This research project aims to investigate the intersection between interactive architecture and performative architecture (when the latter relies on the automation of processes related to sustainability, environmental comfort, and energy efficiency) through the exploration of the idea of interactive architecture as spaces open to the continuous reprogramming of their interactivity by their users (understanding interactivity as the relationship between what is pre-programmed and what is indeterminable). To this end, we intend to develop this research along two complementary fronts: in the theoretical field, through a Feenbergian constructivist approach to technology in which both technology and technical objects must be open (reconfigurable, reprogrammable), and their users must actively participate in this reconfiguration; and in the experimental field, through the problem of how to program a technical object to be continuously reprogrammable.
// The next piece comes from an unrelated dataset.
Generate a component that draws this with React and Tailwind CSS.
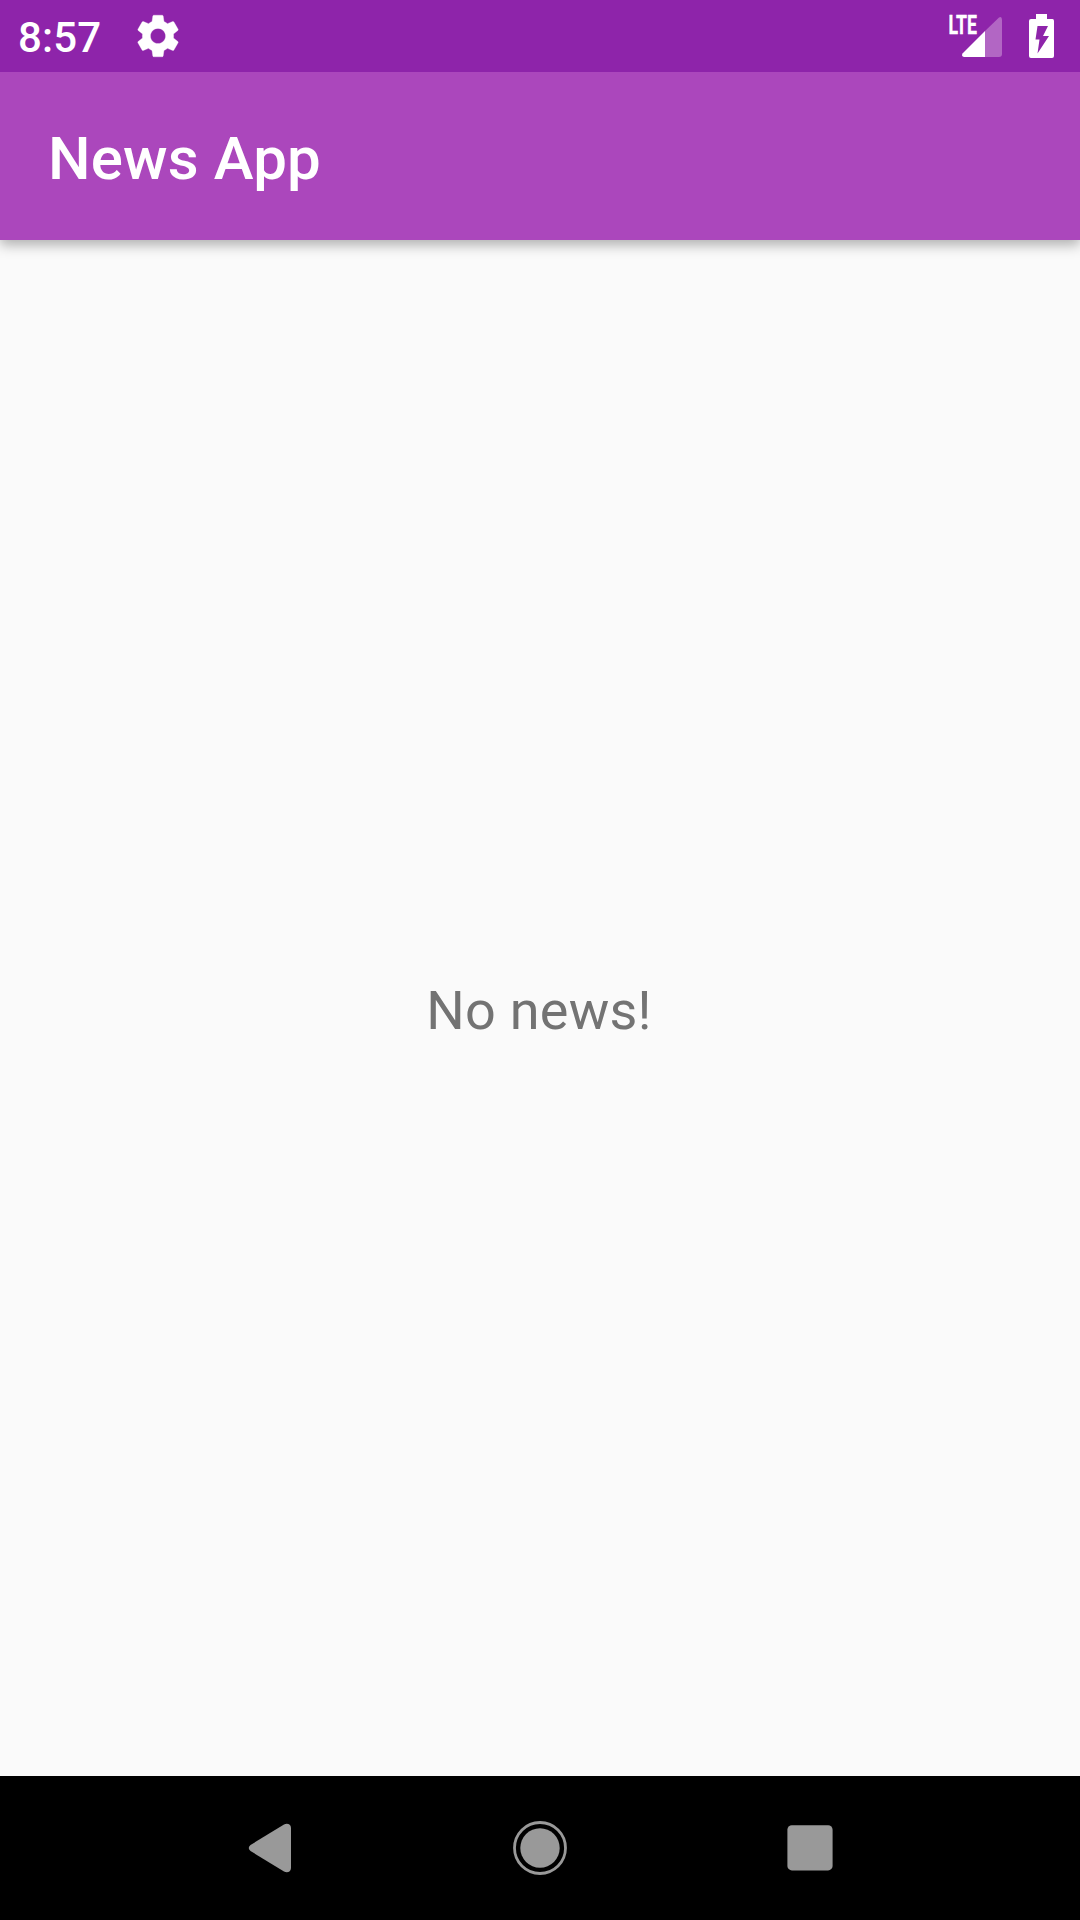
function StatusBar() {
  return (
    <div className="relative z-20 flex h-[72px] items-center justify-between bg-[#8e24aa] pl-[18px] pr-[25px] text-white">
      <div className="flex items-center">
        <span className="w-[114px] pt-[3px] text-[42px] leading-none font-medium tracking-[0.15px]">8:57</span>
        <svg width="52" height="52" viewBox="0 0 24 24" fill="currentColor" stroke="currentColor" strokeWidth="0.15">
          <path d="M19.14 12.94c.04-.3.06-.61.06-.94 0-.32-.02-.64-.07-.94l2.03-1.58c.18-.14.23-.41.12-.61l-1.92-3.32c-.12-.22-.37-.29-.59-.22l-2.39.96c-.5-.38-1.03-.7-1.62-.94l-.36-2.54c-.04-.24-.24-.41-.48-.41h-3.84c-.24 0-.43.17-.47.41l-.36 2.54c-.59.24-1.13.57-1.62.94l-2.39-.96c-.22-.08-.47 0-.59.22L2.74 8.87c-.12.21-.08.47.12.61l2.03 1.58c-.05.3-.09.63-.09.94s.02.64.07.94l-2.03 1.58c-.18.14-.23.41-.12.61l1.92 3.32c.12.22.37.29.59.22l2.39-.96c.5.38 1.03.7 1.62.94l.36 2.54c.05.24.24.41.48.41h3.84c.24 0 .44-.17.47-.41l.36-2.54c.59-.24 1.13-.56 1.62-.94l2.39.96c.22.08.47 0 .59-.22l1.92-3.32c.12-.22.07-.47-.12-.61l-2.01-1.58zM12 15.5c-1.93 0-3.5-1.57-3.5-3.5s1.57-3.5 3.5-3.5 3.5 1.57 3.5 3.5-1.57 3.5-3.5 3.5z" />
        </svg>
      </div>
      <div className="flex items-center gap-[25px]">
        <svg width="54" height="72" viewBox="0 0 54 72" fill="currentColor">
          <path d="M36 31V57H15Q12 56 13.500 53.500Z" />
          <path d="M36 31L50 17.500Q53 16 53 20V54Q53 57 50 57H36Z" fill="#b266c4" />
          <text x="-0.500" y="33.500" fontSize="25.500" fontWeight="700" stroke="currentColor" strokeWidth="0.4" textLength="28.500" lengthAdjust="spacingAndGlyphs">LTE</text>
        </svg>
        <svg width="27" height="72" viewBox="0 0 27 72">
          <path d="M8 14H19V19H24.500Q26 19 26 21V56Q26 58 24 58H3Q1 58 1 56V21Q1 19 3 19H8Z" fill="currentColor" />
          <path d="M9.500 26H20L15 36H21L9.500 53.500L11.500 39.500H7.500Z" fill="#8e24aa" />
        </svg>
      </div>
    </div>
  );
}

function NavigationBar() {
  return (
    <nav className="flex h-[144px] items-center justify-center gap-[216px] bg-black text-[#999999]">
      <svg width="54" height="54" viewBox="0 0 54 54" fill="currentColor">
        <path d="M7.500 24Q4 27 7.500 30L41 50.500C44 52 48 51 48 47V7C48 3 44 2 41 3.500Z" />
      </svg>
      <svg width="54" height="54" viewBox="0 0 54 54">
        <circle cx="27" cy="27" r="25.500" fill="none" stroke="currentColor" strokeWidth="2.800" />
        <circle cx="27" cy="27" r="19.700" fill="currentColor" />
      </svg>
      <svg width="54" height="54" viewBox="0 0 54 54" fill="currentColor">
        <rect x="4.400" y="4.200" width="45.200" height="45.200" rx="4.500" />
      </svg>
    </nav>
  );
}

export default function App() {
  return (
    <div className="flex h-[1920px] w-[1080px] flex-col overflow-hidden bg-[#fafafa] font-['Roboto',sans-serif]">
      <StatusBar />
      <header className="z-10 flex h-[168px] items-center bg-[#ab47bc] px-12 pt-[5px] shadow-[0_5px_12px_rgba(0,0,0,0.3)]">
        <h1 className="text-[60px] leading-none font-medium tracking-[0.15px] text-white">News App</h1>
      </header>
      <main className="flex flex-1 items-center justify-center pt-[5px] pr-[2px]">
        <p className="text-[54px] leading-[63px] tracking-[0.25px] text-[#737373]">No news!</p>
      </main>
      <NavigationBar />
    </div>
  );
}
The openness of programming a technical object will be investigated and concretized in the final development of the HidraH System and the interactive interfaces derived from it. These interfaces will be developed at Lab NEXT (School of Architecture – UFMG) and will be part of an interactive space that reads variations in environmental intensities and communicates this information to users. These, in turn, will be able to reprogram the behavior of this space. In the theoretical field, this openness will be investigated starting from a review of the concepts of meta-object (Abreu, 2018), non-object (Goulart, 1955), and hybrids (Latour, 2003).
The HidraH System, in its current stage, generates code based on the configuration of sensors and actuators connected to the microprocessor. In the figure above, the sensors and actuators appear at the top of the image. From them extend “wires” that connect to the node representing the microcontroller. This configuration in the HidraH system must reproduce what is found in the physical circuit: the nodes above represent two encoders (potentiometers), two RGB sensors, one accelerometer, one light sensor, and one ultrasonic sensor. After configuring the assembly of sensors, actuators, and microcontroller, the user defines the names of each sensor/actuator. HidraH then automatically generates the variables for the code. Once this is done, simply press the “write” button and HidraH will generate the code to be installed on the microcontroller. This code will make all connected inputs and outputs visible to the network.
Above we see a website that makes visible the information generated by the sensors and actuators available on the network. There we can access the names of the variables generated by the sensors and actuators.
In the figure above we can see the mapping of the variables generated by the sensors. The nodes at the top of the image receive information from the sensors. This is done by entering the name of each sensor’s variable in the “topic” field. In this way, the node “subscribes” to receive information from a sensor. On the right side of the figure we see the nodes responsible for sending this mapped information across the entire network.
Above is an example of how remotely generated information can serve as parameters for video image filters, automated control of a video player, generation of sound effects, etc.